▶ _WHAT IS NEEDED_:
Locate and copy all lines bearing the word "styles".

============================================================

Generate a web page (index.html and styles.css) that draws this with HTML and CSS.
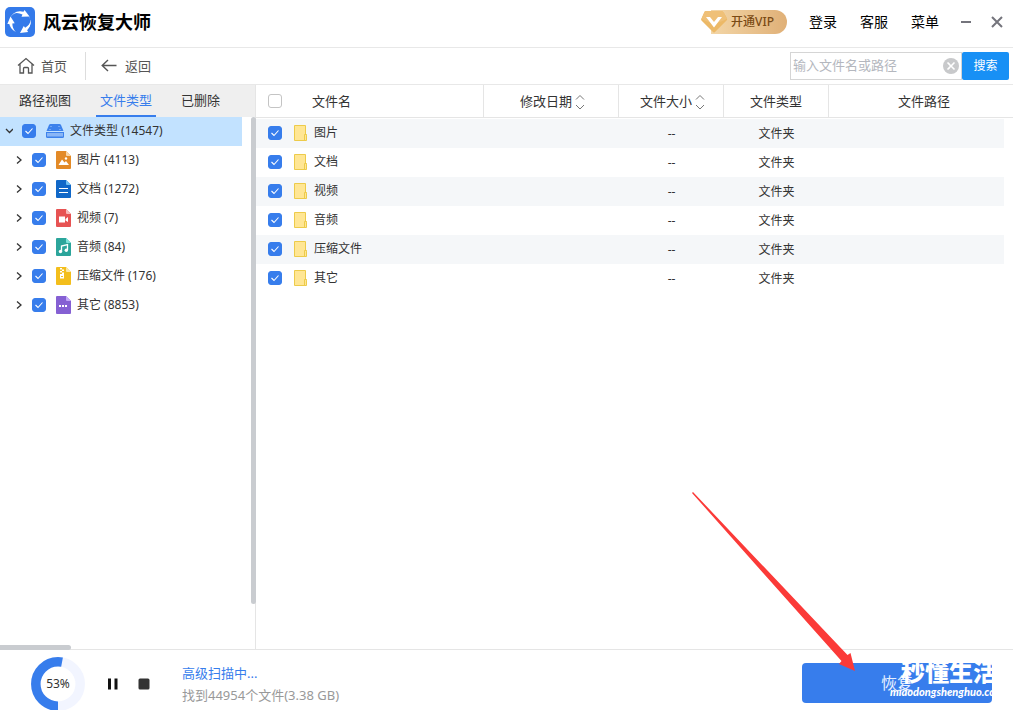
FILE: index.html
```html
<!DOCTYPE html>
<html lang="zh-CN">
<head>
<meta charset="utf-8">
<title>风云恢复大师</title>
<link rel="stylesheet" href="styles.css">
</head>
<body>
<div class="app">
  <header class="titlebar">
    <svg class="logo" viewBox="0 0 30 30" width="30" height="30" aria-hidden="true">
      <rect width="30" height="30" rx="5" fill="#347aea"/>
      <g fill="#fff">
        <path d="M8.500 6.500Q13 3.200 18.500 4.800L19.500 3L24.500 9.500L16.500 9.800L17.500 7.600Q13 5 8.500 6.500Z"/>
        <path d="M8.500 6.500Q13 3.200 18.500 4.800L19.500 3L24.500 9.500L16.500 9.800L17.500 7.600Q13 5 8.500 6.500Z" transform="rotate(120 15 15)"/>
        <path d="M8.500 6.500Q13 3.200 18.500 4.800L19.500 3L24.500 9.500L16.500 9.800L17.500 7.600Q13 5 8.500 6.500Z" transform="rotate(240 15 15)"/>
        <path d="M5.300 19.500A10.700 10.700 0 0 1 8.500 6.500L11 6A9.600 9.600 0 0 0 5.300 19.500Z"/>
        <path d="M23.500 8.500A10.700 10.700 0 0 1 24.500 19.500L22.800 21A10 10 0 0 0 23.500 8.500Z"/>
      </g>
    </svg>
    <h1 class="title">风云恢复大师</h1>
    <button class="vip" type="button">
      <svg class="gem" viewBox="0 0 27 24" width="27" height="24" aria-hidden="true">
        <path d="M5 1H20Q22 1 23 3L26 8.500Q26.500 9.500 25.500 10.500L14 22Q13 23 12 22L.5 10.500Q-.3 9.500 .5 8.500L3 3Q3.500 1 5 1Z" fill="#ecb967"/>
        <path d="M5 1H20Q22 1 23 3L26 8.500Q26.500 9.500 13 14Q-.3 9.500 .5 8.500L3 3Q3.500 1 5 1Z" fill="#efc078"/>
        <path d="M5 7H9L13 12L17 7H21L13 17.500Z" fill="#fff"/>
      </svg>
      <span>开通VIP</span>
    </button>
    <nav class="menu">
      <a href="#">登录</a>
      <a href="#">客服</a>
      <a href="#">菜单</a>
    </nav>
    <button class="win" type="button" aria-label="最小化">
      <svg viewBox="0 0 12 12" width="12" height="12"><path d="M1 6H11" stroke="#74747c" stroke-width="2"/></svg>
    </button>
    <button class="win" type="button" aria-label="关闭">
      <svg viewBox="0 0 12 12" width="12" height="12"><path d="M1 1L11 11M11 1L1 11" stroke="#74747c" stroke-width="2"/></svg>
    </button>
  </header>

  <div class="toolbar">
    <button class="tool home" type="button">
      <svg viewBox="0 0 18 18" width="18" height="18" fill="none" stroke="#555" stroke-width="1.300"><path d="M1 8.500L9 1.500L17 8.500M3 7V16H6.500V11.500Q6.500 10.500 7.500 10.500H10.500Q11.500 10.500 11.500 11.500V16H15V7"/></svg>
      <span>首页</span>
    </button>
    <button class="tool back" type="button">
      <svg viewBox="0 0 16 14" width="16" height="14" fill="none" stroke="#555" stroke-width="1.400"><path d="M1 6.500H15.500M7 1L1.200 6.500L7 12"/></svg>
      <span>返回</span>
    </button>
    <form class="search">
      <input class="query" type="text" placeholder="输入文件名或路径" aria-label="输入文件名或路径">
      <button class="clear" type="button" aria-label="清除">
        <svg viewBox="0 0 16 16" width="16" height="16"><circle cx="8" cy="8" r="8" fill="#c8c9cb"/><path d="M4.500 4.500L11.500 11.500M11.500 4.500L4.500 11.500" stroke="#fff" stroke-width="1.600"/></svg>
      </button>
      <button class="go" type="button">搜索</button>
    </form>
  </div>

  <main class="main">
    <aside class="side">
      <div class="tabs" role="tablist">
        <button class="tab" type="button" role="tab">路径视图</button>
        <button class="tab active" type="button" role="tab" aria-selected="true">文件类型</button>
        <button class="tab" type="button" role="tab">已删除</button>
      </div>
      <div class="treewrap">
        <ul class="tree">
          <li class="node root">
            <svg class="caret" viewBox="0 0 8 8" width="8" height="8"><path d="M1 2L4.500 5.500L8 2"/></svg>
            <label><input class="check" type="checkbox" checked>
              <svg class="drive" viewBox="0 0 18 14" width="18" height="14"><path d="M4.500 0H13.500Q14.500 0 15 1L17.500 7H.5L3 1Q3.500 0 4.500 0Z" fill="#3d82ec"/><path d="M0 8H18V12.500Q18 14 16.500 14H1.500Q0 14 0 12.500Z" fill="#3d82ec"/><path d="M2 9V12.500M4 9V12.500M6 9V12.500M8 9V12.500M10 9V12.500M12 9V12.500M14 9V12.500M16 9V12.500" stroke="#d6e9ff"/><path d="M4.500 2.500H5.500M12.500 2.500H13.500M3.500 5.500H4.500M13.500 5.500H14.500" stroke="#a9cbfa"/></svg>
              文件类型 (14547)</label>
          </li>
          <li class="node">
            <svg class="caret" viewBox="0 0 8 8" width="8" height="8"><path d="M2 0.500L6 4L2 7.500"/></svg>
            <label><input class="check" type="checkbox" checked>
              <svg class="file" viewBox="0 0 15 18" width="15" height="18"><path d="M1 0H10L15 5V17Q15 18 14 18H1Q0 18 0 17V1Q0 0 1 0Z" fill="#e38a27"/><path d="M10 0L15 5H11Q10 5 10 4Z" fill="#f8d6a8"/><path d="M2.500 14L6 8.500L8.500 11.500L10 10L13 14Z" fill="#fff"/><circle cx="10" cy="7.500" r="1.200" fill="#fff"/></svg>
              图片 (4113)</label>
          </li>
          <li class="node">
            <svg class="caret" viewBox="0 0 8 8" width="8" height="8"><path d="M2 0.500L6 4L2 7.500"/></svg>
            <label><input class="check" type="checkbox" checked>
              <svg class="file" viewBox="0 0 15 18" width="15" height="18"><path d="M1 0H10L15 5V17Q15 18 14 18H1Q0 18 0 17V1Q0 0 1 0Z" fill="#1168c8"/><path d="M10 0L15 5H11Q10 5 10 4Z" fill="#6fc0f2"/><path d="M3 8.500H12M3 12.500H12" stroke="#fff" stroke-width="1.200"/></svg>
              文档 (1272)</label>
          </li>
          <li class="node">
            <svg class="caret" viewBox="0 0 8 8" width="8" height="8"><path d="M2 0.500L6 4L2 7.500"/></svg>
            <label><input class="check" type="checkbox" checked>
              <svg class="file" viewBox="0 0 15 18" width="15" height="18"><path d="M1 0H10L15 5V17Q15 18 14 18H1Q0 18 0 17V1Q0 0 1 0Z" fill="#e75353"/><path d="M10 0L15 5H11Q10 5 10 4Z" fill="#f8b9b9"/><path d="M3 7.500H9V13.500H3ZM9.500 10L12 8V13L9.500 11.500Z" fill="#fff"/></svg>
              视频 (7)</label>
          </li>
          <li class="node">
            <svg class="caret" viewBox="0 0 8 8" width="8" height="8"><path d="M2 0.500L6 4L2 7.500"/></svg>
            <label><input class="check" type="checkbox" checked>
              <svg class="file" viewBox="0 0 15 18" width="15" height="18"><path d="M1 0H10L15 5V17Q15 18 14 18H1Q0 18 0 17V1Q0 0 1 0Z" fill="#2ca59b"/><path d="M10 0L15 5H11Q10 5 10 4Z" fill="#7be3da"/><path d="M5.500 13.500V8L11.500 6.500V12" fill="none" stroke="#fff" stroke-width="1.300"/><circle cx="4.500" cy="13.500" r="1.700" fill="#fff"/><circle cx="10.300" cy="12.200" r="1.700" fill="#fff"/></svg>
              音频 (84)</label>
          </li>
          <li class="node">
            <svg class="caret" viewBox="0 0 8 8" width="8" height="8"><path d="M2 0.500L6 4L2 7.500"/></svg>
            <label><input class="check" type="checkbox" checked>
              <svg class="file" viewBox="0 0 15 18" width="15" height="18"><path d="M1 0H10L15 5V17Q15 18 14 18H1Q0 18 0 17V1Q0 0 1 0Z" fill="#f3be1c"/><path d="M10 0L15 5H11Q10 5 10 4Z" fill="#fbe7a4"/><path d="M4 1H6V2.500H4ZM6 2.500H8V4H6ZM4 4H6V5.500H4ZM6 5.500H8V7H6ZM4 7H8V11.500H4Z" fill="#fff"/><path d="M5 9.500H7" stroke="#f3be1c"/></svg>
              压缩文件 (176)</label>
          </li>
          <li class="node">
            <svg class="caret" viewBox="0 0 8 8" width="8" height="8"><path d="M2 0.500L6 4L2 7.500"/></svg>
            <label><input class="check" type="checkbox" checked>
              <svg class="file" viewBox="0 0 15 18" width="15" height="18"><path d="M1 0H10L15 5V17Q15 18 14 18H1Q0 18 0 17V1Q0 0 1 0Z" fill="#8560d3"/><path d="M10 0L15 5H11Q10 5 10 4Z" fill="#c3a8fa"/><path d="M3 9H5V11H3ZM6 9H8V11H6ZM9 9H11V11H9Z" fill="#fff"/></svg>
              其它 (8853)</label>
          </li>
        </ul>
        <div class="vbar"></div>
        <div class="hbar"></div>
      </div>
    </aside>

    <section class="list">
      <table class="files">
        <colgroup><col class="c-name"><col class="c-date"><col class="c-size"><col class="c-type"><col><col class="c-gutter"></colgroup>
        <thead>
          <tr>
            <th class="name"><label class="cell"><input class="check" type="checkbox">文件名</label></th>
            <th class="sortable">修改日期<svg class="sort" viewBox="0 0 10 16" width="10" height="16"><path d="M1 4.500L5 .5L9 4.500M1 10L5 14L9 10"/></svg></th>
            <th class="sortable">文件大小<svg class="sort" viewBox="0 0 10 16" width="10" height="16"><path d="M1 4.500L5 .5L9 4.500M1 10L5 14L9 10"/></svg></th>
            <th>文件类型</th>
            <th class="path" colspan="2">文件路径</th>
          </tr>
        </thead>
        <tbody>
          <tr><td class="name"><label class="cell"><input class="check" type="checkbox" checked><svg class="folder" viewBox="0 0 13 16" width="13" height="16"><path d="M.5.5H11.500V9.500H12.500V15.500H.5Z"/><path d="M10.500 15.500V9.500H12.500"/></svg>图片</label></td><td></td><td>--</td><td>文件夹</td><td></td><td class="gutter"></td></tr>
          <tr><td class="name"><label class="cell"><input class="check" type="checkbox" checked><svg class="folder" viewBox="0 0 13 16" width="13" height="16"><path d="M.5.5H11.500V9.500H12.500V15.500H.5Z"/><path d="M10.500 15.500V9.500H12.500"/></svg>文档</label></td><td></td><td>--</td><td>文件夹</td><td></td><td class="gutter"></td></tr>
          <tr><td class="name"><label class="cell"><input class="check" type="checkbox" checked><svg class="folder" viewBox="0 0 13 16" width="13" height="16"><path d="M.5.5H11.500V9.500H12.500V15.500H.5Z"/><path d="M10.500 15.500V9.500H12.500"/></svg>视频</label></td><td></td><td>--</td><td>文件夹</td><td></td><td class="gutter"></td></tr>
          <tr><td class="name"><label class="cell"><input class="check" type="checkbox" checked><svg class="folder" viewBox="0 0 13 16" width="13" height="16"><path d="M.5.5H11.500V9.500H12.500V15.500H.5Z"/><path d="M10.500 15.500V9.500H12.500"/></svg>音频</label></td><td></td><td>--</td><td>文件夹</td><td></td><td class="gutter"></td></tr>
          <tr><td class="name"><label class="cell"><input class="check" type="checkbox" checked><svg class="folder" viewBox="0 0 13 16" width="13" height="16"><path d="M.5.5H11.500V9.500H12.500V15.500H.5Z"/><path d="M10.500 15.500V9.500H12.500"/></svg>压缩文件</label></td><td></td><td>--</td><td>文件夹</td><td></td><td class="gutter"></td></tr>
          <tr><td class="name"><label class="cell"><input class="check" type="checkbox" checked><svg class="folder" viewBox="0 0 13 16" width="13" height="16"><path d="M.5.5H11.500V9.500H12.500V15.500H.5Z"/><path d="M10.500 15.500V9.500H12.500"/></svg>其它</label></td><td></td><td>--</td><td>文件夹</td><td></td><td class="gutter"></td></tr>
        </tbody>
      </table>
    </section>
  </main>

  <footer class="status">
    <div class="ring">
      <svg viewBox="0 0 54 54" width="54" height="54" fill="none" stroke-width="9.500">
        <circle cx="27" cy="27" r="22.200" stroke="#f2f5ff"/>
        <circle cx="27" cy="27" r="22.200" stroke="#377dec" pathLength="100" stroke-dasharray="53 47" transform="rotate(90 27 27)"/>
      </svg>
      <span class="percent">53%</span>
    </div>
    <button class="ctl pause" type="button" aria-label="暂停"><svg viewBox="0 0 12 12" width="12" height="12"><path d="M1 .5H4V11.500H1ZM7.500 .5H10.500V11.500H7.500Z" fill="#111"/></svg></button>
    <button class="ctl stop" type="button" aria-label="停止"><svg viewBox="0 0 12 12" width="12" height="12"><rect x=".5" y=".5" width="11" height="11" rx="1.500" fill="#333"/></svg></button>
    <div class="info">
      <p class="scan">高级扫描中...</p>
      <p class="found">找到44954个文件(3.38 GB)</p>
    </div>
    <div class="action">
      <button class="recover" type="button">恢复</button>
      <div class="mark"><span class="mark-name">秒懂生活</span><span class="mark-url">miaodongshenghuo.com</span></div>
      <svg class="arrow" viewBox="0 0 164 179" width="164" height="179" aria-hidden="true"><path d="M0 1L1 0L155.500 163L158.500 161L163 179L147 172L149.500 169Z" fill="#fb3a38"/></svg>
    </div>
  </footer>
</div>
</body>
</html>
```

FILE: styles.css
```css
* { box-sizing: border-box; }

body {
  margin: 0;
  font: 12px/20px "Noto Sans", "Noto Sans CJK SC", sans-serif;
  color: #333;
  background: #fff;
}

h1, p, ul { margin: 0; padding: 0; }
svg { flex: none; }

button {
  padding: 0;
  border: 0;
  background: none;
  font: inherit;
  color: inherit;
}

.app {
  display: flex;
  flex-direction: column;
  min-height: 100vh;
}

/* Title bar */
.titlebar {
  display: flex;
  align-items: center;
  height: 48px;
  padding: 0 10px 4px 5px;
  border-bottom: 1px solid #e8e8e8;
}
.title {
  margin-left: 8px;
  font-size: 18px;
  line-height: 24px;
  font-weight: 700;
  color: #000;
}
.vip {
  display: flex;
  align-items: center;
  gap: 3px;
  height: 24px;
  margin-left: auto;
  padding-right: 13px;
  border-radius: 4px 12px 12px 4px;
  background: linear-gradient(90deg, #f3d6a7, #e0b077) no-repeat right / 76px 24px;
  font-weight: 500;
  color: #7a4a14;
}
.menu {
  display: flex;
  gap: 23px;
  margin: 0 21px 0 22px;
  font-size: 14px;
}
.menu a { color: #000; text-decoration: none; }
.win {
  display: flex;
  align-items: center;
  height: 20px;
}
.win + .win { margin-left: 19px; }

/* Toolbar */
.toolbar {
  display: flex;
  align-items: center;
  height: 37px;
  padding: 0 4px 0 17px;
  border-bottom: 1px solid #e8e8e8;
  font-size: 13px;
  color: #555;
}
.tool {
  display: flex;
  align-items: center;
  gap: 6px;
  height: 28px;
}
.home { padding-right: 18px; border-right: 1px solid #ddd; }
.back { padding-left: 15px; gap: 8px; }
.search {
  display: flex;
  align-items: center;
  margin-left: auto;
  position: relative;
}
.query {
  width: 172px;
  height: 28px;
  padding: 0 22px 2px 2px;
  border: 1px solid #d5d5d5;
  outline: 0;
  font: inherit;
  color: #333;
}
.query::placeholder { color: #b4b7be; opacity: 1; }
.clear {
  position: absolute;
  right: 50px;
  top: 6px;
  height: 16px;
}
.clear svg { display: block; }
.go {
  width: 47px;
  height: 28px;
  border-radius: 2px;
  background: #1890f5;
  font-size: 12px;
  color: #fff;
}

/* Side tree */
.main { display: flex; flex: 1; }
.side {
  display: flex;
  flex-direction: column;
  width: 256px;
  border-right: 1px solid #e5e5e5;
}
.tabs {
  display: flex;
  gap: 21px;
  height: 32px;
  padding-left: 15px;
  background: #efefef;
  font-size: 13px;
}
.tab {
  padding: 0 4px;
  border-bottom: 2px solid transparent;
}
.tab.active { color: #377dec; border-color: #377dec; }
.treewrap {
  position: relative;
  flex: 1;
}
.tree { list-style: none; margin-right: 13px; }
.node {
  display: flex;
  align-items: center;
  gap: 9px;
  height: 29px;
  padding: 0 0 1px 15px;
}
.root { padding-left: 5px; background: #c2e2ff; }
.node label { display: flex; align-items: center; }
.caret { fill: none; stroke: #333; stroke-width: 1.3; }
.file,
.drive { margin: 0 6px 0 10px; }
.vbar {
  position: absolute;
  top: 0;
  right: -1px;
  bottom: 45px;
  width: 5px;
  border-radius: 3px;
  background: #c9ccd0;
}
.hbar {
  position: absolute;
  left: 0;
  bottom: -1px;
  width: 71px;
  height: 5px;
  border-radius: 0 3px 3px 0;
  background: #c9ccd0;
}

.check {
  appearance: none;
  flex: none;
  width: 14px;
  height: 14px;
  margin: 0;
  border: 1px solid #c4c4c4;
  border-radius: 3px;
  background: #fff;
}
.check:checked {
  border-color: #377dec;
  background: #377dec url("data:image/svg+xml,%3Csvg xmlns='http://www.w3.org/2000/svg' viewBox='0 0 12 12'%3E%3Cpath d='M2.500 6L5 8.500L9.500 3.500' fill='none' stroke='%23fff' stroke-width='1.100'/%3E%3C/svg%3E");
}

/* File list */
.list { flex: 1; min-width: 0; }
.files {
  width: 100%;
  table-layout: fixed;
  border-spacing: 0;
}
.c-name { width: 228px; }
.c-date { width: 135px; }
.c-size, .c-type { width: 105px; }
.c-gutter { width: 9px; }
.files th {
  height: 33px;
  padding: 0;
  border-right: 1px solid #e5e5e5;
  border-bottom: 1px solid #e5e5e5;
  font-size: 13px;
  font-weight: 400;
}
.files th.sortable { padding-left: 3px; }
.files th.path { padding-left: 6px; border-right: 0; }
.files td {
  height: 29px;
  padding: 0;
  text-align: center;
}
.files td.name { vertical-align: top; }
.files tbody tr:nth-child(odd) td:not(.gutter) { background: #f5f7f9; }
.files tbody tr:first-child td {
  height: 30px;
  border-top: 1px solid #fff;
}
.cell {
  display: flex;
  align-items: center;
  height: 28px;
  padding-left: 12px;
}
th .cell { gap: 30px; }
.sort {
  margin-left: 3px;
  vertical-align: middle;
  fill: none;
  stroke: #777;
}
.folder {
  margin: 0 7px 0 12px;
  fill: #ffe694;
  stroke: #edcb4a;
}

/* Status bar */
.status {
  display: flex;
  align-items: center;
  height: 61px;
  padding: 8px 21px 0 31px;
  border-top: 1px solid #e5e5e5;
}
.ring {
  display: grid;
  grid-template-rows: 54px;
  place-items: center;
  align-self: flex-end;
  height: 53px;
  overflow: hidden;
}
.ring svg, .percent { grid-area: 1 / 1; }
.ctl svg { display: block; }
.pause { margin-left: 22px; }
.stop { margin-left: 19px; }
.info {
  margin-left: 32px;
  font-size: 13px;
  line-height: 22px;
}
.scan { color: #377dec; }
.found { color: #999; }
.action {
  position: relative;
  width: 190px;
  margin: 0 0 2px auto;
}
.recover {
  display: block;
  width: 100%;
  height: 40px;
  border-radius: 4px;
  background: #377dec;
  font-size: 16px;
  color: #e6efff;
}
.mark {
  position: absolute;
  top: -4px;
  left: 88px;
  color: #fff;
  white-space: nowrap;
}
.mark-name {
  display: block;
  margin-left: 11px;
  font-size: 24px;
  line-height: 26px;
  font-weight: 900;
}
.mark-url {
  display: block;
  font: italic 900 11px/14px Lato, sans-serif;
}
.arrow {
  position: absolute;
  right: 136px;
  bottom: 32px;
  pointer-events: none;
}
```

============================================================

▶ _RESPONSE TO THE TASK_:
Generate a web page (index.html and styles.css) that draws this with HTML and CSS.
<link rel="stylesheet" href="styles.css">
FILE: styles.css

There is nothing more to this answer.